Emotional Support Alligator Banned From Attending Baseball Game

Oftentimes, emotional support animals are welcomed into places like sporting events. That wasn’t the case for a Pennsylvania man who was unable to attend the Philadelphia Phillies when stadium security turned away his emotional support alligator.

Joie Henney, a former hunting and fishing TV host, has had Wally the emotional support alligator for about seven years now. He first got the unusually gentle reptile licensed as an emotional support animal while he was undergoing chemotherapy treatments.

Since then, Wally has helped Henney and the pair have visited schools, hospitals and assisted living facilities. This also caught the attention of the Philadelphia Phillies, who invited him to bring his pet to meet members of the team and their partners before a game between the home team and the Pittsburgh Pirates.

When Henney arrived at the stadium with Wally, security told him it was too late for the meet-up, as the players were already warming up on the field. “So we bought tickets and Wally has been into other baseball games, so we assumed that it was OK,” Henney said. “We never asked or checked with it, but they only allow service animals, such as dogs and horses, into the stadium, not ESA animals.”

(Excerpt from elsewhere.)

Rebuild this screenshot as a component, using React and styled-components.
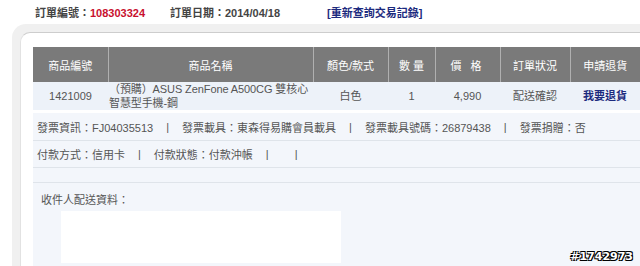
import React from 'react';
import styled, { createGlobalStyle } from 'styled-components';

const GlobalStyle = createGlobalStyle`
  body {
    margin: 0;
    background: #fff;
    font-family: "Liberation Sans", Arial, "Noto Sans CJK TC", sans-serif;
    font-size: 11px;
    color: #555;
  }
`;

const Page = styled.div`
  position: relative;
  width: 640px;
  height: 266px;
  overflow: hidden;
`;

const TopBar = styled.div`
  display: flex;
  align-items: center;
  height: 24px;
  padding-left: 35px;
  font-weight: bold;
  color: #444;
`;

const TopItem = styled.span`
  width: ${(p) => p.$w}px;
  white-space: nowrap;
`;

const OrderNo = styled.span`
  color: #c8102e;
`;

const ReloadLink = styled.a`
  color: #1c2a7e;
  text-decoration: none;
`;

const Frame = styled.div`
  margin-left: 12px;
  background: #f0f0f0;
  border-top-left-radius: 14px;
  padding: 8px 0 0 8px;
`;

const Inner = styled.div`
  background: #fff;
  border-top: 1px solid #cdcdcd;
  border-left: 1px solid #e2e2e2;
  border-top-left-radius: 10px;
  padding: 14px 0 0 12px;
  height: 240px;
  box-sizing: border-box;
`;

const Table = styled.table`
  width: 607px;
  border-collapse: collapse;
  table-layout: fixed;
`;

const Th = styled.th`
  background: #7a7a7a;
  color: #fff;
  font-weight: normal;
  height: 35px;
  padding: 0;
  border-left: 1px solid #b0b0b0;
  letter-spacing: ${(p) => (p.$spaced ? '3px' : '0')};
  &:first-child {
    border-left: none;
  }
`;

const Td = styled.td`
  background: #edf2f9;
  height: 28px;
  padding: 0 ${(p) => (p.$left ? '0 0 1px' : '2px')};
  text-align: ${(p) => (p.$left ? 'left' : 'center')};
  line-height: 14px;
  border-bottom: 3px solid #fff;
`;

const NameLine = styled.span`
  display: block;
  white-space: nowrap;
  letter-spacing: -0.1px;
`;

const ReturnLink = styled.a`
  color: #1c2a7e;
  font-weight: bold;
  text-decoration: none;
`;

const InfoRow = styled.div`
  display: flex;
  align-items: center;
  height: ${(p) => p.$h}px;
  padding-left: 4px;
  background: #f3f6fb;
  border-bottom: 1px solid #dfe4ea;
  white-space: nowrap;
`;

const Sep = styled.span`
  margin: 0 13px;
`;

const ShipBlock = styled.div`
  background: #f3f6fb;
  padding: 8px 0 0 8px;
  height: 80px;
`;

const ShipBox = styled.div`
  margin: 4px 0 0 20px;
  width: 280px;
  height: 52px;
  background: #fff;
`;

const Watermark = styled.div`
  position: absolute;
  right: 7px;
  bottom: 3px;
  font-family: "DejaVu Sans", sans-serif;
  font-weight: bold;
  font-size: 11px;
  color: #fff;
  text-shadow: -1px -1px 0 #000, 1px -1px 0 #000, -1px 1px 0 #000, 1px 1px 0 #000;
`;

const columns = [
  { label: '商品編號', w: 75 },
  { label: '商品名稱', w: 205 },
  { label: '顏色/款式', w: 75 },
  { label: '數 量', w: 47 },
  { label: '價 格', w: 65, spaced: true },
  { label: '訂單狀況', w: 70 },
  { label: '申請退貨', w: 70 },
];

const App = () => {
  return (
    <Page>
      <GlobalStyle />
      <TopBar>
        <TopItem $w={135}>
          訂單編號：<OrderNo>108303324</OrderNo>
        </TopItem>
        <TopItem $w={157}>訂單日期：2014/04/18</TopItem>
        <TopItem>
          <ReloadLink href="#">[重新查詢交易記錄]</ReloadLink>
        </TopItem>
      </TopBar>
      <Frame>
        <Inner>
          <Table>
            <colgroup>
              {columns.map((c) => (
                <col key={c.label} style={{ width: c.w }} />
              ))}
            </colgroup>
            <thead>
              <tr>
                {columns.map((c) => (
                  <Th key={c.label} $spaced={c.spaced}>
                    {c.label}
                  </Th>
                ))}
              </tr>
            </thead>
            <tbody>
              <tr>
                <Td>1421009</Td>
                <Td $left>
                  <NameLine>（預購）ASUS ZenFone A500CG 雙核心</NameLine>
                  <NameLine>智慧型手機-鋼</NameLine>
                </Td>
                <Td>白色</Td>
                <Td>1</Td>
                <Td>4,990</Td>
                <Td>配送確認</Td>
                <Td>
                  <ReturnLink href="#">我要退貨</ReturnLink>
                </Td>
              </tr>
            </tbody>
          </Table>
          <InfoRow $h={27}>
            發票資訊：FJ04035513<Sep>|</Sep>發票載具：東森得易購會員載具<Sep>|</Sep>
            發票載具號碼：26879438<Sep>|</Sep>發票捐贈：否
          </InfoRow>
          <InfoRow $h={26}>
            付款方式：信用卡<Sep>|</Sep>付款狀態：付款沖帳<Sep>|</Sep>
            <Sep>|</Sep>
          </InfoRow>
          <InfoRow $h={14} />
          <ShipBlock>
            收件人配送資料：
            <ShipBox />
          </ShipBlock>
        </Inner>
      </Frame>
      <Watermark>#1742973</Watermark>
    </Page>
  );
};

export default App;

Henney was disappointed but did say he understood the decision. “When they came and told us, there was no disagreement, there was no arguing, there was no conflict at all. It was all good,” he said. “They’ve got their rules and we’ve got to go by their rules. I can’t go there and make my rules.”

The rules for Citizens Bank Park specifically state: “Certified service dogs or service dogs in training for guests with special needs are welcome. All other animals are prohibited.”

Henney said he is still hoping to schedule another meet-up with team members in the future.